Sunday, August 22, 2010

My Self

"Save me from the bondage that is thy self." What a true and complete statement.

I am sorry. Sorry for what happened or what i did or what you did.

Sorry in the largest sense of the word. Bigger than you or I. Anything that we are and anything that was loved and lost or emotions that were or were not.

Emotionally vulnerable. Finding yourself and trying to find the person that i am, that i always have been. And having that exposed on the outside of my being and my soul and feeling my weakness in my knees, my hands and my heart. Finding myself and all of my many many layers as a human, a soul, a mother, a friend. ME.

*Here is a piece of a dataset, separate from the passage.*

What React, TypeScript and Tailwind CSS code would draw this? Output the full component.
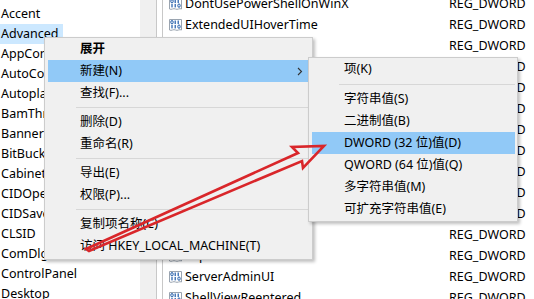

An awakening in your heart of what has been lost and what you never got in the first place. Where you are incapable of being present. Incapable of being....aware. Self indulgence. Self loathing. Self Self Self..... Save me from the bondage that is thy self. Not knowing yourself, running away from yourself your feelings your conscious. consciousness. i breath and am aware and i cry. i wake up and know myself a little better. emotionally vulnerable, not bankrupt.


All of this is about me myself. I am comfortable in my own skin...i am not scared or today or tomorrow. i am aware and present. i am happy for what may or may not be. happy for what is. I was told to me good to myself. i haven't been i have been scared. not present. self loathing. pitiful might be a good word...sounds ordinary and sad. it's a perfect word.....describing me and who i once was. Not being able to give to anyone b/c i was afraid of myself or giving to myself. myself. I am aware of others feelings. I know that hatred and anger are reflections of what is on the inside, what is going on with others, and i cannot control what happens on some elses side of the street. keeping my side of the street clean. i guess the do unto others thing, that sounds hokey. it's true. spiritually and not religiously.


i feel the wind on my skin like it's the fist time an awakening a spiritual enlightenment. peace from within. no more torment or pain or weakness. sorrow. i grieve for who i was that person that tormented soul. that anger that i have still anger within. anger is fear fear is pain pain is relenting and freeing and it aches. how it feels to just to cry to be. just be. and know you are. just what you are for today...not for tomorrow b/c tomorrow is free of plans. virtuous. love. revealing. naked. naked is what i am giving you now. me. scared. happiness. love for who you are and what you brought to my life and what you taught me. This is me.